Were there any obstacles in the beginning of your DJ career?
Of course I had problems when I started, because I wasn’t a pro directly, so of course I had a lot of really bad gigs, especially when the sound system is not right. I had to practice in my living room quite a lot; I used to be really nervous and sometimes I still am. But I think I was always kind of lucky, because there were always the really good gigs as well.
Is there something you are determined to change in the electronic music scene?
I don’t want to change anything. I just want to do what I love. You know, there was a huge influence like the EDM thing, and I have the feeling that techno now is becoming the new EDM (Laughs).
Which kind of techno though?
So the Berghain techno?
No not that! That hard techno is still really cool. There’s always changes going on and this is quite interesting and I found that last year was one of the best years in electronic music, mainly because we had so many good women DJs. Avalon Emerson, Charlotte De Witte, Amelie Lens, are all amazing, young, talented DJs and producers.
And of course Cassy and Black Madonna.
Cassy, Black Madonna and I belong to another generation. Yeah last year was really interesting, the music released was really cool, and I liked it also that the music was going in a different direction. DJs didn’t have to play in huge festivals in order to be recognized, suddenly there was a completely different underground scene that emerged and that constantly keeps growing.

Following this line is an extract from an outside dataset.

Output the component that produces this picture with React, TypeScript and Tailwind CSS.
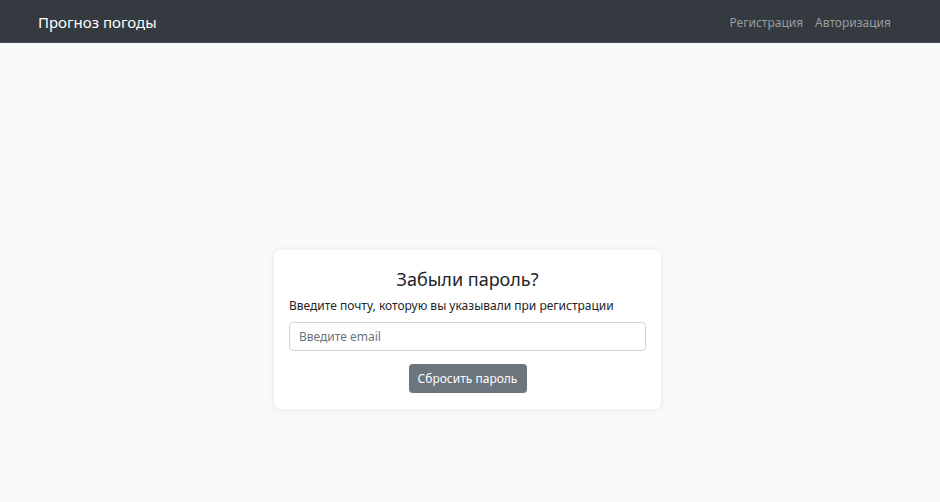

What is your favorite part of this job?
It definitely isn’t traveling. Don’t get me wrong, I love to travel and to discover new countries and meet different people and I feel blessed that I get to do this, but the time wasted in the airports and on planes really starts to get annoying. I love my job but if there’s one thing that I could change it would be that.
Do you usually prepare a playlist or the flow before a set or do you improvise the whole thing live?
Never! You never know what to expect, and I just asked the promoter today if this was an outdoor party, a roof party or a club, just to have an idea of what to expect, and now that I'm here, it’s completely different than I expected.
What made you decide to leave Mobilee after all these years of success? I think this is the question you’ve been dreading.
(Laughs) You know, I was doing this for the past twelve or thirteen years, and I felt a little bit stuck. I needed a change in order to truly and fully challenge myself. I started to feel that things were starting to become too much on the business side of things. I started to focus less on my music and on being an artist, I had to have the label release every two weeks in order keep this whole thing running. I also had to feed a monster, because I had ten people working for me, I just couldn’t do this anymore, and I really felt like I needed to be free and do music, not having to worry about business plans or time schedules. I just wanted to do what I felt, and I think it’s the right decision.
But as a label boss, couldn’t you have altered the direction of the label?
Absolutely, but of course I was working with a partner and this is what a partnership becomes after twelve years, everyone has a different vision. This is actually what happened. I still love all my Mobilee people, and my artists, and everyone who worked for me.
Anja Shneider at Origins X at 1925. Photo courtesy of CairoZoom
And what about your new label Sous, how is the aesthetic and direction different than
Actually it’s not different, because I’m not changing. I’m still the same Anja Schneider that I was before and I don’t think it would be wise to completely shift. The only change I want is to give myself complete freedom and to do things by myself, exactly the way I want them, without a big company behind me. That’s the only difference.
In your interview with XLR8R, you mentioned how “the more one delves into the music business, the more they get away from music,” (laughs) and that was one of the reasons behind your departure from Mobilee. Does that entail shifting your sound?
I have so many friends who started their label from passion like I did, and then suddenly you have a manager for this and you have a manger for this and soon you have a manager to check your music, check your demos. Hello! What the fuck?! This is why we did this. And this was the main reason.
Have you heard about Resident Advisor cancelling their top DJs poll?
Of course, I heard about the cancellation and I love it! Since the beginning of my career, I’ve always hated polls, it was a really wise decision. People need to listen by themselves and find out what they actually like.
Do you think this will change the scene?
Resident Advisor can’t change the scene even if they wanted to. It created a scene that had the people that weren’t that into this music and its culture. Some people look at Resident Advisor, and they probably didn’t have a clue who the first 10 DJs are. Maybe they just went there because they thought it was cool.
How have your experiences been while playing in Egypt?
I really loved it actually, it was really crazy.